Well, probably not that useful (or insightful), but it's guaranteed if $[G,G]$ and $G/[G,G]$ have coprime order.

• Just to be clear, because I think you mentioned it in my last question, what's guaranteed is we have a semidirect product for coprime order. Yes? – user452 Dec 4 '13 at 2:24
• Yes, it follows directly from (Philip) Hall's Theorem, which is an extension of Sylow's Theorem. – Doc Dec 4 '13 at 2:30
• Nicely argued. ${}{}$ – mrs Dec 4 '13 at 2:44
• @Doc, thinking about this more overnight, this is very helpful. You have now reduced the problem to looking at the case where $[G,G]$ and $G/[G,G]$ have orders with a common prime factor. That might be a hard problem, but it's progress. – user452 Dec 4 '13 at 12:28
• @trb456 I do have a small bit to add in the case in which the commutator subgroup and the abelianization are not of coprime order, but it's a very special case. I'm posting it as another answer. – Doc Dec 4 '13 at 14:22

Suppose $N$ is a normal abelian $p$-group of $G$, and that $p\mid |G/N|$. Then $G$ splits over $N$ if and only if $P$ splits over $N$, where $P$ is a Sylow $p$-subgroup of $G$.
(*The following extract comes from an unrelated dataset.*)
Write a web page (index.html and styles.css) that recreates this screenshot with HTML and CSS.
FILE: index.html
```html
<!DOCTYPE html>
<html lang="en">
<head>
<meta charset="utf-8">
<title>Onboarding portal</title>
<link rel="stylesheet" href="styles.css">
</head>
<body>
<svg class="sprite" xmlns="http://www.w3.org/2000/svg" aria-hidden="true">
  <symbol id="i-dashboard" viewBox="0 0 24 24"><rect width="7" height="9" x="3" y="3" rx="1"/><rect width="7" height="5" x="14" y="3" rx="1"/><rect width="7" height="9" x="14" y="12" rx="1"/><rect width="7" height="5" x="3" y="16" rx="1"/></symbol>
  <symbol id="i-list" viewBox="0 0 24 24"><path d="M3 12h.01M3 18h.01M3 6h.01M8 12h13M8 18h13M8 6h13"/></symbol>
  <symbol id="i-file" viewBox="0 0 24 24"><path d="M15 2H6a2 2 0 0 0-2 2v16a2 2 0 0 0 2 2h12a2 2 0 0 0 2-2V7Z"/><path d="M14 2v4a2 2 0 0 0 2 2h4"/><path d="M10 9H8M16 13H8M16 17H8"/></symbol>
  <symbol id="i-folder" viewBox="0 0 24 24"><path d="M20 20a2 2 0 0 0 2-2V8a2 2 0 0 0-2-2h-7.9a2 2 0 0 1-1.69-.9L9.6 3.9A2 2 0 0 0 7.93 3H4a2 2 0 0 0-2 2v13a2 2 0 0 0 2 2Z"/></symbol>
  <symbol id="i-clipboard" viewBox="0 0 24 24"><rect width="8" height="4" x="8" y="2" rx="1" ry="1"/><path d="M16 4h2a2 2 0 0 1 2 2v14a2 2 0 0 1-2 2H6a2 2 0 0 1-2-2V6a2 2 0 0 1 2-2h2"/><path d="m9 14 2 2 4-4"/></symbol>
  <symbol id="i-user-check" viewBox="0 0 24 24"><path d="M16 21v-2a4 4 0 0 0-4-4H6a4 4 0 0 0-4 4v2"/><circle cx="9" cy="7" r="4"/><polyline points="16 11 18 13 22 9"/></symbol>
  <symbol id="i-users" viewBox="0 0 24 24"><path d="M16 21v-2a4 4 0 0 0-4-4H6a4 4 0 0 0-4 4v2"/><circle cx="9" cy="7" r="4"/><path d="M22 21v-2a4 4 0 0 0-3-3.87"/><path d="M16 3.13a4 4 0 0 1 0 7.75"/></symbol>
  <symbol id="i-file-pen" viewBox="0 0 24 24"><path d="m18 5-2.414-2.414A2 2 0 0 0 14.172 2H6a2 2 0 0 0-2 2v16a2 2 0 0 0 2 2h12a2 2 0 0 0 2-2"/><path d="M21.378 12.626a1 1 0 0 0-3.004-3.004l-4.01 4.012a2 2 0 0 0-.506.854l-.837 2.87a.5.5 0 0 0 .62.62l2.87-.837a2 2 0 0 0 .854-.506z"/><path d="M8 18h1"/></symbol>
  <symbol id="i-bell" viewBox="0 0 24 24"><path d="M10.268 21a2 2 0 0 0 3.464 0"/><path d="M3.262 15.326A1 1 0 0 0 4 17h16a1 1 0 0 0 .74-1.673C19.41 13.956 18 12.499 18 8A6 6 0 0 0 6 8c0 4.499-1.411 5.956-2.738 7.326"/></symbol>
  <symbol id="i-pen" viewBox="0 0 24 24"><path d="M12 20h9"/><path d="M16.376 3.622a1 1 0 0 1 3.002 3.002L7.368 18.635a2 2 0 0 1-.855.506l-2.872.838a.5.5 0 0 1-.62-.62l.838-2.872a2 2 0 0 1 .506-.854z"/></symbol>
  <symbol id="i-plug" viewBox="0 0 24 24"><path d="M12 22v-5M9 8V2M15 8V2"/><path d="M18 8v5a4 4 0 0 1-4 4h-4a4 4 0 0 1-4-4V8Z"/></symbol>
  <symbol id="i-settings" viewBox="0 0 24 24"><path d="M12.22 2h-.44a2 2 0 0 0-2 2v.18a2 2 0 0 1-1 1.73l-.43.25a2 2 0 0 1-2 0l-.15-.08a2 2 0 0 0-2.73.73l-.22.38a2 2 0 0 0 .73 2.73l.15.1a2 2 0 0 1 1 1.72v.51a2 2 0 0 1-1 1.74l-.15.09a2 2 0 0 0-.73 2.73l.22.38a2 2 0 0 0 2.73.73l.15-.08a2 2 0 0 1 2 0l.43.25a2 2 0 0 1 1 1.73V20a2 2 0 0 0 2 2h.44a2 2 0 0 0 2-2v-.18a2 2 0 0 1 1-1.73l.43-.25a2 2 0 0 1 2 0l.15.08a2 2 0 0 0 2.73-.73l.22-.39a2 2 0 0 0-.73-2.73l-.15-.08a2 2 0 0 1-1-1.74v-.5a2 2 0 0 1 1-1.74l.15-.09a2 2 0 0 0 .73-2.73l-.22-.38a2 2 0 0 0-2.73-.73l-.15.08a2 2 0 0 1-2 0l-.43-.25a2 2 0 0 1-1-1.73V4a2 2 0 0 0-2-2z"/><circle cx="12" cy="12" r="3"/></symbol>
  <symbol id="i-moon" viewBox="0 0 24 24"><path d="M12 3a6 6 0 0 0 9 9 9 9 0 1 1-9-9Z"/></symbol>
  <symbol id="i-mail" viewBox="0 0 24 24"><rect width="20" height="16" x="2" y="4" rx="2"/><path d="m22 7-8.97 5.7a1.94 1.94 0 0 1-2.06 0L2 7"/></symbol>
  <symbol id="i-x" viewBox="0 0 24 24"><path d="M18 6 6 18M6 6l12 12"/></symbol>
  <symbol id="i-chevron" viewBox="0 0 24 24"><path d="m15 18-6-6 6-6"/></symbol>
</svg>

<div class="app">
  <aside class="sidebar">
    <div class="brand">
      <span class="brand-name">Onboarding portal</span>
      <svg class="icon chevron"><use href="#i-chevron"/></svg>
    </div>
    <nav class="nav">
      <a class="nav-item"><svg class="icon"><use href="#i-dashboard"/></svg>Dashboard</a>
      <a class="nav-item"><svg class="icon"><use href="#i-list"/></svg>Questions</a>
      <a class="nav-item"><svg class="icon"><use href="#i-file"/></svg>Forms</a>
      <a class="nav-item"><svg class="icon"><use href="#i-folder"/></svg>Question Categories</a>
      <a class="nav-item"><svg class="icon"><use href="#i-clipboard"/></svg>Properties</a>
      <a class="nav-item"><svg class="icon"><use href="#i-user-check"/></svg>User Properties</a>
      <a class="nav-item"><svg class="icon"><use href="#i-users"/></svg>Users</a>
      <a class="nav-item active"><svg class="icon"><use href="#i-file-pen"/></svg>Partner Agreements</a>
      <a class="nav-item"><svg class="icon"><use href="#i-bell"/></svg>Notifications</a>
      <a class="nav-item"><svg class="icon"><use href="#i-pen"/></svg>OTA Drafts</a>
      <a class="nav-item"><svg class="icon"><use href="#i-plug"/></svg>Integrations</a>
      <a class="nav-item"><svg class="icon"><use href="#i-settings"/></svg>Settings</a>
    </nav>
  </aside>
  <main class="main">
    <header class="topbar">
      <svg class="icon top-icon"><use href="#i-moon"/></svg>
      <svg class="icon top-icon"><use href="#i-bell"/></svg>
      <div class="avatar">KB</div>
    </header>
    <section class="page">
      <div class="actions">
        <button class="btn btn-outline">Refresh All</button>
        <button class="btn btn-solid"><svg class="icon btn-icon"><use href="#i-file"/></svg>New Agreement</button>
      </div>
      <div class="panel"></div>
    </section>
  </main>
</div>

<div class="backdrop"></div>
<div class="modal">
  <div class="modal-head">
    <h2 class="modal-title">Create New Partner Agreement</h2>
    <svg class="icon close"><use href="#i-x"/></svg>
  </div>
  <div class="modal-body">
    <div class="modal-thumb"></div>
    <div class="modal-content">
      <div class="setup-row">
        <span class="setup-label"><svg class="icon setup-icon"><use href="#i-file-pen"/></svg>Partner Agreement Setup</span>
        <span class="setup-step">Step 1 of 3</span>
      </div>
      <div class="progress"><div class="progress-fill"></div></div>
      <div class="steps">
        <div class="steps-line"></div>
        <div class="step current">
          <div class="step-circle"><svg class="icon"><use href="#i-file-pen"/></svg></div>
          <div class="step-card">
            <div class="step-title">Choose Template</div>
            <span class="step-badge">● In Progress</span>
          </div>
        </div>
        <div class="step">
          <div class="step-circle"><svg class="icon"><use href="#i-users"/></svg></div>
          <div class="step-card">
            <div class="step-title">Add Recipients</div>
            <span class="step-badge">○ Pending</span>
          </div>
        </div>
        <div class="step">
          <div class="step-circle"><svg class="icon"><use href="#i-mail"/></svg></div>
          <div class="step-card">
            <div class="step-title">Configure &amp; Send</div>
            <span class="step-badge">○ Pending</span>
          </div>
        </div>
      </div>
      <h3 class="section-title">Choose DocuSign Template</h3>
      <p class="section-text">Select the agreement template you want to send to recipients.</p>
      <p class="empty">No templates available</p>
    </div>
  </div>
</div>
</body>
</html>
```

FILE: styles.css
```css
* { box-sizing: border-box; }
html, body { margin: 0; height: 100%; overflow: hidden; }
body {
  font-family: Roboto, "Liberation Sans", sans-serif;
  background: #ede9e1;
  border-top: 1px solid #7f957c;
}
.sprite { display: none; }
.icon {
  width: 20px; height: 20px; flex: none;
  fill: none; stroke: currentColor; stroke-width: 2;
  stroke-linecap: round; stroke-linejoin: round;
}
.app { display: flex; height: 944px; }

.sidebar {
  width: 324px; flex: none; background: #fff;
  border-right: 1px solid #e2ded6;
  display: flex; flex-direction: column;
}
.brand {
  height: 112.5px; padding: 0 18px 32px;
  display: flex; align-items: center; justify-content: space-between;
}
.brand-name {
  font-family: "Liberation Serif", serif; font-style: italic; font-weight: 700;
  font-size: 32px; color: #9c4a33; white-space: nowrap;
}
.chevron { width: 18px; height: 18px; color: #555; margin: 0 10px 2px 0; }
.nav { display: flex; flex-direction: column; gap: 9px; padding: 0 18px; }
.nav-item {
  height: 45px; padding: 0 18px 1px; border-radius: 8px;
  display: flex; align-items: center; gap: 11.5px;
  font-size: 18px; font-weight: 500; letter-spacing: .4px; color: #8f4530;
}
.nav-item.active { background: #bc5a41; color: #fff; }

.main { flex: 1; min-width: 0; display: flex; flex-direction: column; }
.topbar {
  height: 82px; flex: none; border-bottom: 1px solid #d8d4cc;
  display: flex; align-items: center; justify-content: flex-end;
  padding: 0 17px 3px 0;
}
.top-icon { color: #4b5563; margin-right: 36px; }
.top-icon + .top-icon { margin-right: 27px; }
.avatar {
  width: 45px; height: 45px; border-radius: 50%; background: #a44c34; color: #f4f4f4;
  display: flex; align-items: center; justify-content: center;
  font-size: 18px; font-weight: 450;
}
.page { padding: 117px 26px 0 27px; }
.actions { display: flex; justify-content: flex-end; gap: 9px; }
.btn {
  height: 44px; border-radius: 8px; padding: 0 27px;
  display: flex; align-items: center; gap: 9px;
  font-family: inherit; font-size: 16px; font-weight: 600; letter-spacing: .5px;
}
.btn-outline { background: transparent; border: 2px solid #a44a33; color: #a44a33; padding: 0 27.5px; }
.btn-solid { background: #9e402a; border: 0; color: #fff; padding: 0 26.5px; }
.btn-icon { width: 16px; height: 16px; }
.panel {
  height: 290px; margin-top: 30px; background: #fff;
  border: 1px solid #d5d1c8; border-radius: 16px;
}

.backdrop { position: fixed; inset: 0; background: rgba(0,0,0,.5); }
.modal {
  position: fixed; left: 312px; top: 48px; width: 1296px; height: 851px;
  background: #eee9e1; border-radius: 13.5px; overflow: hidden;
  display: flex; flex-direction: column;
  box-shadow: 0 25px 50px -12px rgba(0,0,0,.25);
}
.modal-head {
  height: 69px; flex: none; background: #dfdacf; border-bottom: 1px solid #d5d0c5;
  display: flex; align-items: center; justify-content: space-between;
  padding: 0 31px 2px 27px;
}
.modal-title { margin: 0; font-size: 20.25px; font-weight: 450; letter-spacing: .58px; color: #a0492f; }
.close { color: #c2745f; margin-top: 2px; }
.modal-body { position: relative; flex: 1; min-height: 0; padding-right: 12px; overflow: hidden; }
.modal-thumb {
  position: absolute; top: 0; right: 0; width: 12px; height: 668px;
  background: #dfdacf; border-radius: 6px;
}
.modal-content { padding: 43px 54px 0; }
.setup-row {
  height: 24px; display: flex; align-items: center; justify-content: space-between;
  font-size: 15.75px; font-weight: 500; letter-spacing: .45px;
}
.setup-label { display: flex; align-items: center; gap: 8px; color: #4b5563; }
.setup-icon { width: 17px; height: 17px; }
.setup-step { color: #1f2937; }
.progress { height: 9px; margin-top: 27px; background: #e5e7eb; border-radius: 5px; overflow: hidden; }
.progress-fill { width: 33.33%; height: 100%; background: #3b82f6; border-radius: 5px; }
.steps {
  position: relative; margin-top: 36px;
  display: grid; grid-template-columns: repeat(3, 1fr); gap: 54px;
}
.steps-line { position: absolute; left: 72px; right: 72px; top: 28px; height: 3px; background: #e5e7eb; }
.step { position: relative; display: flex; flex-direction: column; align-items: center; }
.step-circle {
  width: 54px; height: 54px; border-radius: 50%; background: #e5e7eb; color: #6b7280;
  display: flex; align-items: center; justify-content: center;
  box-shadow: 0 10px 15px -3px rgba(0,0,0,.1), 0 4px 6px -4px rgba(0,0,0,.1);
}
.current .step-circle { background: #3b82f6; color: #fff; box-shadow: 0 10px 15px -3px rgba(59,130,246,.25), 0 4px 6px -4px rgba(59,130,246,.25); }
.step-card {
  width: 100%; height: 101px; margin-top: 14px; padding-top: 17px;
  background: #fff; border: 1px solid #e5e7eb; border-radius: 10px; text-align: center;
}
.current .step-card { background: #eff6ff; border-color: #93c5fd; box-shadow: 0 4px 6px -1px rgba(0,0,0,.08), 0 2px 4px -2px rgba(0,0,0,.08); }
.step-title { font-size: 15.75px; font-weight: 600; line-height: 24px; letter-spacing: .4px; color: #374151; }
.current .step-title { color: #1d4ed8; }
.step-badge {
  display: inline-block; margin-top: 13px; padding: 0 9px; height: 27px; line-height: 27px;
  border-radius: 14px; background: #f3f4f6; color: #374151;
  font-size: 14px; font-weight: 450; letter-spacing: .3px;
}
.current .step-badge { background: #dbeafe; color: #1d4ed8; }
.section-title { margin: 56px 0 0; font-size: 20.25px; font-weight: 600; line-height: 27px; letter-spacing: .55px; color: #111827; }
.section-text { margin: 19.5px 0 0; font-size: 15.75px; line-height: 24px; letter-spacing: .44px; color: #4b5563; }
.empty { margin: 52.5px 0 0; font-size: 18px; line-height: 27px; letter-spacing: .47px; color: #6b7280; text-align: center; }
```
This is a theorem of Gashutz.

So let's imagine we're in the following situation:

For some Sylow $p$-subgroup $P$ of $G$ we have (i) $P$ normal in $G$, (ii) $[P,P]=[G,G]\cap P$, (iii) $[P,P]$ is abelian. (Note that we assume that $p$ divides both the orders of $[G,G]$ and $G/[G,G]$, as we've already handled the case where the orders are coprime.)

Suppose $G$ splits over $[G,G]$, say $G=[G,G]\rtimes K$. Then $P=[P,P]\rtimes (K\cap P)$. Thus, by Gashutz, we may eliminate all solvable $G$ that satisfy the above conditions for some $p$, provided the Sylow $p$-subgroup for that $p$ does not split over its commutator subgroup.

This is a work in progress. I know I can extend this argument, though I'm not sure by how much.